NOSTALGIA DI UN CALCIO CHE NON C' E' PIU'

Mah.... Questo calcio qua non mi piace da un bel pezzo. Sarò anche un dinosauro, ma mi piaceva quando avevamo nel nostro campionato i calciatori più forti del mondo, quando un immenso Zico accettava di giocare nell' Udinese e Futre nella Reggina, Maradona veniva strappato dal Napoli nientepopodimenochè al Barcellona ed anche le squadre meno forti avevano i loro tre stranieri (che poi fossero dei campioni o dei brocchi, questo era tutto un altro discorso).
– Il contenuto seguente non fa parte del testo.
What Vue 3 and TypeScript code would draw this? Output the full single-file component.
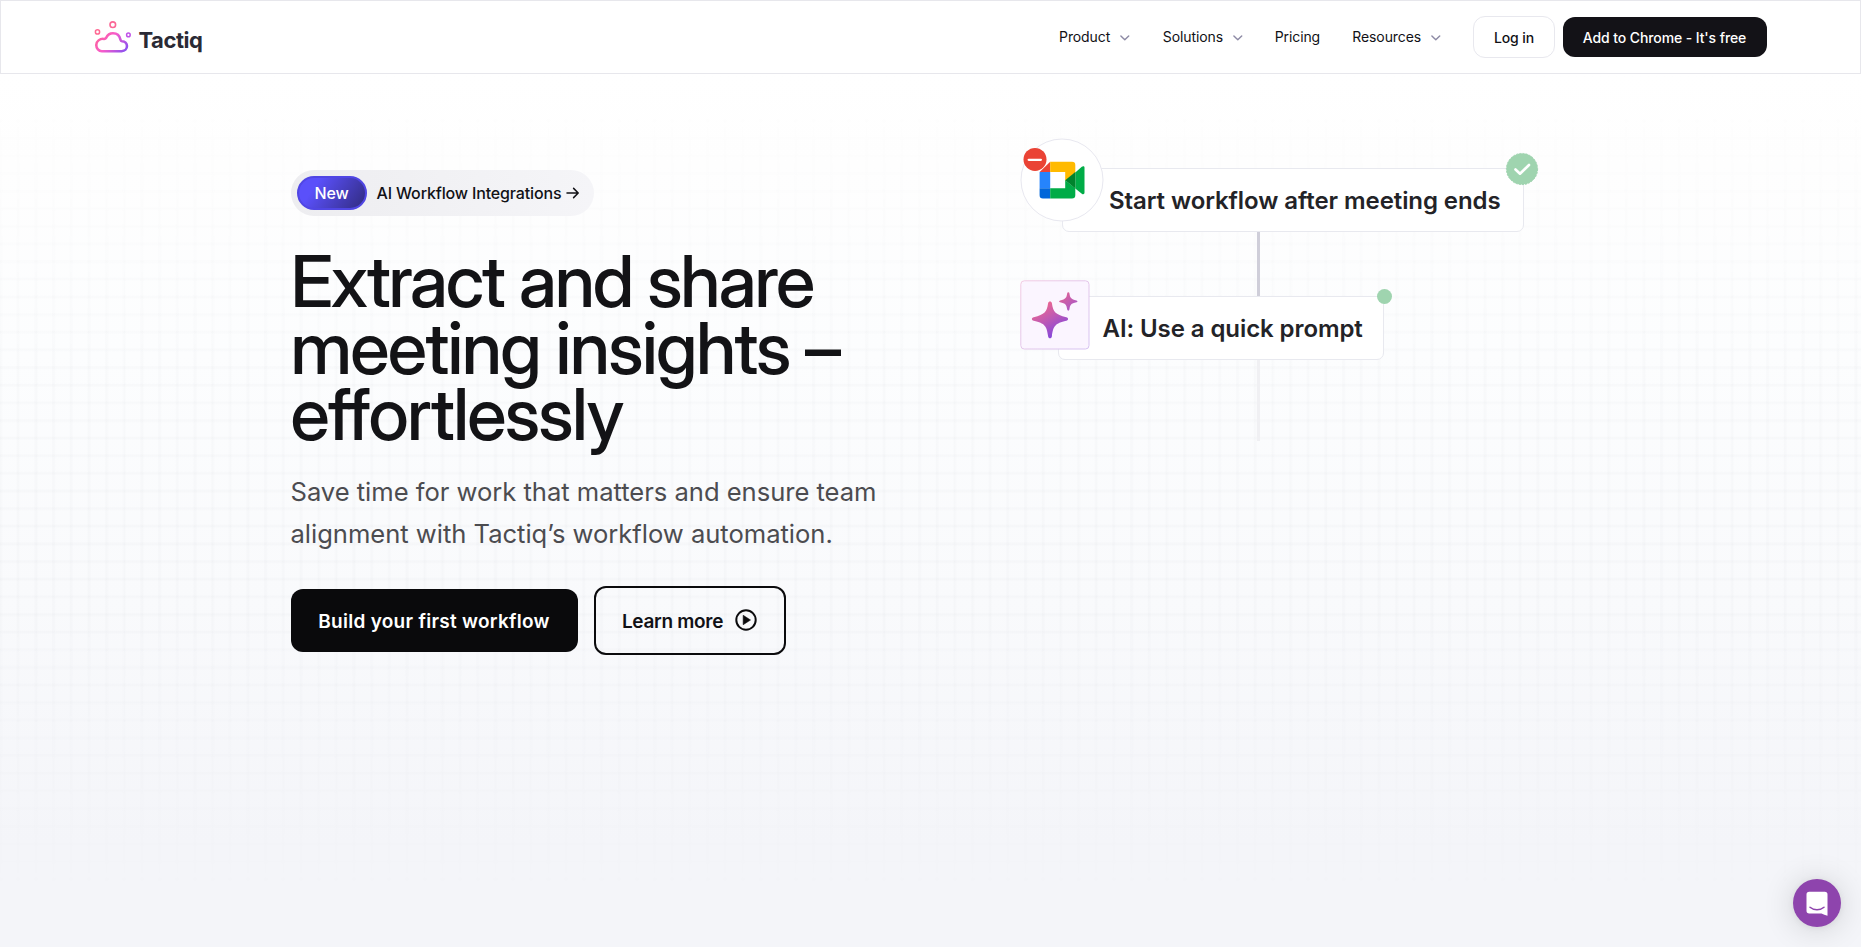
<script setup lang="ts">
interface NavItem {
  label: string
  menu: boolean
  key: string
}

const navItems: NavItem[] = [
  { label: 'Product', menu: true, key: 'product' },
  { label: 'Solutions', menu: true, key: 'solutions' },
  { label: 'Pricing', menu: false, key: 'pricing' },
  { label: 'Resources', menu: true, key: 'resources' },
]
</script>

<template>
  <div class="page">
    <header class="header">
      <div class="header-inner">
        <a class="brand">
          <svg class="brand-mark" width="38" height="35" viewBox="0 0 38 35" fill="none">
            <defs>
              <linearGradient id="cloud" x1="4" y1="12" x2="33" y2="34" gradientUnits="userSpaceOnUse">
                <stop offset="0" stop-color="#ff6392" />
                <stop offset="0.42" stop-color="#f75ccb" />
                <stop offset="1" stop-color="#7a4ff5" />
              </linearGradient>
            </defs>
            <path d="M8 31.700h19.200c3.100 0 5.200-2.200 5.200-5.100 0-2.700-2-4.700-4.800-4.900-.900-.1-1.300-.6-1.500-1.500-.800-3.700-3.500-6.400-7.300-6.400-3.300 0-5.500 2-6.700 4.600-.500 1-1.200 1.100-2.300 1-3.700-.3-7.200 2.200-7.200 6.100C2.600 29.100 5 31.700 8 31.700Z" transform="translate(-.4 .5) scale(1.030 1)" stroke="url(#cloud)" stroke-width="2.500" />
            <circle cx="18.800" cy="5.700" r="2.800" stroke="#fb6796" stroke-width="1.600" />
            <circle cx="3.500" cy="12.900" r="2.100" stroke="#ff6a94" stroke-width="1.500" />
            <circle cx="34.400" cy="15.900" r="1.800" stroke="#c052e8" stroke-width="1.500" />
          </svg>
          <span class="brand-name">Tactiq</span>
        </a>
        <nav class="nav">
          <a v-for="item in navItems" :key="item.key" class="nav-item" :class="item.key">
            <span>{{ item.label }}</span>
            <svg v-if="item.menu" class="chevron" width="9.500" height="6" viewBox="0 0 9.500 6" fill="none">
              <path d="M.9.900 4.800 4.800 8.700.9" stroke="#8d8aa5" stroke-width="1.400" stroke-linecap="round" stroke-linejoin="round" />
            </svg>
          </a>
        </nav>
        <a class="login">Log in</a>
        <a class="install">Add to Chrome - It's free</a>
      </div>
    </header>

    <main class="hero">
      <div class="grid-lines"></div>
      <div class="hero-inner">
        <section class="copy">
          <a class="announce">
            <span class="tag">New</span>
            <span class="announce-text">AI Workflow Integrations</span>
            <svg width="14" height="12" viewBox="0 0 14 12" fill="none">
              <path d="M1 6h11M7.600 1.400 12.200 6l-4.600 4.600" stroke="#111116" stroke-width="1.500" stroke-linecap="round" stroke-linejoin="round" />
            </svg>
          </a>
          <h1 class="title">
            <span class="line one">Extract and share</span>
            <span class="line two">meeting insights –</span>
            <span class="line three">effortlessly</span>
          </h1>
          <p class="lead">
            <span class="line">Save time for work that matters and ensure team</span>
            <span class="line">alignment with Tactiq’s workflow automation.</span>
          </p>
          <div class="actions">
            <a class="primary">Build your first workflow</a>
            <a class="secondary">
              <span>Learn more</span>
              <svg width="22" height="22" viewBox="0 0 22 22" fill="none">
                <circle cx="11" cy="11" r="9.700" stroke="#0b0b0d" stroke-width="2" />
                <path d="M8.200 6.300v9.400L15.500 11Z" fill="#0b0b0d" stroke="#0b0b0d" stroke-width=".6" stroke-linejoin="round" />
              </svg>
            </a>
          </div>
        </section>

        <section class="diagram">
          <span class="wire wire-a"></span>
          <span class="wire wire-b"></span>
          <div class="node node-start"><span class="node-text">Start workflow after meeting ends</span></div>
          <div class="node node-prompt"><span class="node-text">AI: Use a quick prompt</span></div>
          <svg class="meet" width="84" height="84" viewBox="0 0 84 84">
            <circle cx="42" cy="42" r="41" fill="#fff" stroke="#e8e8f0" stroke-width="1" />
            <path d="M30.200 23.700v10.300H19.600Z" fill="#ea4335" />
            <path d="M30.200 23.700h21.800a3.300 3.300 0 0 1 3.300 3.300v7.600l-10.100 8.300V34h-15Z" fill="#ffba00" />
            <path d="M19.600 34h10.600v16.200H19.600Z" fill="#2684fc" />
            <path d="M19.600 50.200h10.600v10.300h-7.300a3.300 3.300 0 0 1-3.300-3.300Z" fill="#0066da" />
            <path d="M30.200 50.200h15v-7.900l10.100 8v6.900a3.300 3.300 0 0 1-3.300 3.300H30.200Z" fill="#00ac47" />
            <path d="M55.300 34.400 61.800 28.700c1.300-1 2.700-.6 2.700.9v25.200c0 1.500-1.400 1.900-2.700.9l-6.500-5.300Z" fill="#00ac47" />
            <path d="M45.200 42.200 55.300 34v16.500Z" fill="#00832d" />
            <circle cx="15" cy="21.400" r="11.500" fill="#ea4335" />
            <path d="M8.700 21.800h12.200" stroke="#fff" stroke-width="2.300" stroke-linecap="round" />
          </svg>
          <svg class="spark" width="70" height="70" viewBox="0 0 70 70">
            <defs>
              <linearGradient id="edge" x1="0" y1="0" x2="70" y2="70" gradientUnits="userSpaceOnUse">
                <stop offset="0" stop-color="#f3cbe3" />
                <stop offset="1" stop-color="#d5c2f2" />
              </linearGradient>
              <linearGradient id="star" x1="18" y1="25" x2="36" y2="56" gradientUnits="userSpaceOnUse">
                <stop offset="0" stop-color="#f0688d" />
                <stop offset="0.500" stop-color="#bd59b5" />
                <stop offset="1" stop-color="#8447dc" />
              </linearGradient>
              <linearGradient id="mini" x1="41" y1="12" x2="56" y2="30" gradientUnits="userSpaceOnUse">
                <stop offset="0" stop-color="#e6658f" />
                <stop offset="1" stop-color="#a355cd" />
              </linearGradient>
            </defs>
            <rect x=".8" y=".8" width="68.200" height="68.200" rx="3.500" fill="#fbf5ff" stroke="url(#edge)" />
            <path d="M30 21.500c1 0 1.700.6 1.900 1.800 1.300 8.700 3.200 11.200 14.400 13.900 2.400.6 2.400 3 0 3.600-11.200 2.700-13 5.200-14.400 15.400-.3 2.700-3.500 2.700-3.800 0-1.400-10.200-3.200-12.700-14.400-15.400-2.400-.6-2.400-3 0-3.600 11.200-2.700 13.100-5.200 14.400-13.900.2-1.200.9-1.800 1.900-1.800Z" fill="url(#star)" />
            <path d="M48.300 12.200c.6 0 1 .4 1.100 1.100.7 4.600 1.500 5.900 7.100 7.100 1.300.3 1.300 1.600 0 1.900-5.600 1.200-6.400 2.500-7.100 7.300-.2 1.400-2 1.400-2.200 0-.7-4.800-1.500-6.100-7.100-7.300-1.300-.3-1.300-1.600 0-1.900 5.600-1.200 6.400-2.500 7.100-7.100.1-.7.500-1.100 1.100-1.100Z" fill="url(#mini)" />
          </svg>
          <svg class="done" width="34" height="34" viewBox="0 0 34 34" fill="none">
            <circle cx="17" cy="17" r="15.600" fill="#9fd4af" />
            <circle cx="17" cy="17" r="15.600" stroke="#9fd4af" stroke-width="1" stroke-dasharray="2 1.200" />
            <path d="m10.500 17.500 4.500 4.200 9-8.700" stroke="#fff" stroke-width="2.600" stroke-linecap="round" stroke-linejoin="round" />
          </svg>
          <span class="dot"></span>
        </section>
      </div>
    </main>

    <button class="chat" aria-label="Open chat">
      <svg width="22" height="25" viewBox="0 0 22 25" fill="none">
        <path d="M3.200.8h15.600a2.700 2.700 0 0 1 2.700 2.700v21.200c-2.200-.5-4.200-1.300-6-2.300H3.200a2.700 2.700 0 0 1-2.700-2.700V3.500A2.700 2.700 0 0 1 3.200.8Z" fill="#fff" />
        <path d="M4 16.200c4 3.400 10 3.400 14 0" stroke="#8e44ad" stroke-width="1.500" stroke-linecap="round" />
      </svg>
    </button>
  </div>
</template>

<style>
body {
  margin: 0;
  overflow: hidden;
}
</style>

<style scoped>
.page {
  height: 947px;
  display: flex;
  flex-direction: column;
  font-family: Inter, "Liberation Sans", sans-serif;
  color: #111116;
  background: #fff;
}

.header {
  box-sizing: border-box;
  height: 74px;
  flex: none;
  border: 1px solid #e7e7ec;
  background: #fff;
}

.header-inner {
  width: 1672px;
  height: 72px;
  margin: 0 auto;
  display: flex;
  align-items: center;
  font-size: 14px;
  letter-spacing: -0.100px;
}

.brand {
  display: flex;
  align-items: center;
  margin-right: auto;
}

.brand-mark {
  margin-left: -1px;
  margin-top: -1px;
}

.brand-name {
  margin-left: 7px;
  margin-top: 6px;
  font-size: 22px;
  font-weight: 700;
  line-height: 26px;
  letter-spacing: -0.450px;
  color: #2a2a35;
}

.nav {
  display: flex;
  gap: 32.200px;
  margin-right: 32px;
  line-height: 20px;
}

.nav-item {
  display: flex;
  align-items: center;
  gap: 10px;
  white-space: nowrap;
}

.product {
  margin-right: 1px;
}

.chevron {
  margin-top: 2px;
}

.login,
.install {
  box-sizing: border-box;
  display: flex;
  align-items: center;
  justify-content: center;
  border-radius: 12px;
  font-weight: 500;
  white-space: nowrap;
}

.login {
  width: 82px;
  height: 42px;
  padding-left: 1px;
  border: 1px solid #e8e8ee;
  margin-right: 8px;
}

.install {
  width: 204px;
  height: 40px;
  background: #131217;
  color: #fff;
}

.hero {
  position: relative;
  flex: 1;
  background: linear-gradient(180deg, #fff 0%, #fefefe 10%, #fcfdfe 32%, #f9fafc 60%, #f4f5f9 88%, #f4f5f9 100%);
}

.grid-lines {
  position: absolute;
  inset: 0;
  background-image:
    repeating-linear-gradient(90deg, rgba(20, 30, 50, 0.017) 0 1px, transparent 3px 16.200px, rgba(20, 30, 50, 0.017) 17.670px),
    repeating-linear-gradient(180deg, rgba(20, 30, 50, 0.017) 0 1px, transparent 3px 16.200px, rgba(20, 30, 50, 0.017) 17.640px);
  background-position: 0 -7px;
  mask-image: linear-gradient(180deg, transparent 2%, #000 35%, #000 60%, transparent 96%);
}

.hero-inner {
  position: relative;
  width: 1280px;
  margin: 0 auto;
  display: grid;
  grid-template-columns: 728.500px 551.500px;
}

.copy {
  padding-top: 96px;
}

.announce {
  box-sizing: border-box;
  width: 303px;
  height: 46px;
  padding-left: 6px;
  display: flex;
  align-items: center;
  border-radius: 23px;
  background: linear-gradient(90deg, #ededf0, #f5f5f8);
  font-size: 16px;
  font-weight: 500;
  letter-spacing: -0.150px;
  white-space: nowrap;
}

.tag {
  box-sizing: border-box;
  width: 70px;
  height: 34px;
  display: flex;
  align-items: center;
  justify-content: center;
  border: 2px solid #5046e4;
  border-radius: 17px;
  background: linear-gradient(125deg, #5a50fa 25%, #342e88 95%);
  color: #fff;
}

.announce-text {
  margin: 0 5px 0 10px;
}

.title {
  margin: 32px 0 0;
  font-family: "Inter Display", Inter, sans-serif;
  font-size: 72px;
  font-weight: 500;
  line-height: 66.500px;
  white-space: nowrap;
  color: #131316;
}

.one {
  letter-spacing: -2.150px;
}

.two {
  letter-spacing: -1.660px;
}

.three {
  letter-spacing: -1.680px;
}

.line {
  display: block;
}

.lead {
  margin: 23px 0 0;
  font-size: 25.600px;
  line-height: 42px;
  letter-spacing: -0.030px;
  color: #4c4c50;
  white-space: nowrap;
}

.actions {
  display: flex;
  align-items: center;
  gap: 16px;
  margin-top: 31px;
}

.primary,
.secondary {
  box-sizing: border-box;
  display: flex;
  align-items: center;
  justify-content: center;
  font-weight: 600;
  font-size: 19px;
  white-space: nowrap;
}

.primary {
  width: 287px;
  height: 63px;
  padding-top: 2px;
  border-radius: 12px;
  background: #0a0a0c;
  color: #fff;
  letter-spacing: 0.280px;
}

.secondary {
  width: 192px;
  height: 69px;
  gap: 12px;
  border: 2px solid #0b0b0d;
  border-radius: 12px;
  letter-spacing: -0.300px;
}

.secondary span {
  padding-top: 2px;
}

.diagram {
  position: relative;
}

.node {
  position: absolute;
  box-sizing: border-box;
  display: flex;
  align-items: center;
  border: 1px solid #e8e9ef;
  border-radius: 7px;
  background: #fff;
  font-size: 24px;
  font-weight: 600;
  letter-spacing: -0.080px;
  color: #232327;
  white-space: nowrap;
}

.node-start {
  left: 43px;
  top: 94px;
  width: 462px;
  height: 64px;
  padding-left: 46px;
}

.node-prompt {
  left: 39px;
  top: 222px;
  width: 326px;
  height: 64px;
  padding-left: 43.500px;
}

.wire {
  position: absolute;
  left: 238px;
  width: 3px;
}

.wire-a {
  top: 158px;
  height: 64px;
  background: #cfced9;
}

.wire-b {
  top: 286px;
  height: 81px;
  background: #f0f0f3;
}

.meet {
  position: absolute;
  left: 0.600px;
  top: 63.500px;
}

.spark {
  position: absolute;
  left: 1px;
  top: 205.500px;
}

.done {
  position: absolute;
  left: 485.500px;
  top: 77.500px;
}

.dot {
  position: absolute;
  left: 357.500px;
  top: 214.500px;
  width: 15px;
  height: 15px;
  border-radius: 50%;
  background: #9fd4af;
}

.chat {
  position: absolute;
  left: 1793px;
  top: 879px;
  width: 48px;
  height: 48px;
  padding: 0;
  display: flex;
  align-items: center;
  justify-content: center;
  border: 0;
  border-radius: 50%;
  background: #8e44ad;
  box-shadow: 0 1px 6px rgba(0, 0, 0, 0.06), 0 2px 32px rgba(0, 0, 0, 0.16);
}
</style>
Conoscevi le formazioni a memoria, ogni numero sulla maglia indicava inequivocabilmente il ruolo del giocatore che la indossava e tante altre cose rendevano il calcio uno sport bello quanto semplice. Adesso sgambettano per il campo miliardari che guadagnano in tre mesi molto di più di quanto una media azienda riuscisse a fatturare in un anno. Gente senz' anima e senza talento, che trascina una vita senza senso e con l' unico pensiero di accumulare sempre più denaro sul proprio conto corrente. Ridatemi un campione semplice, senza ossessione per il denaro ma solo con quella genuina gioia per il palleggio e per il dribbling. Ne esistono ancora? Sinceramente penso di no.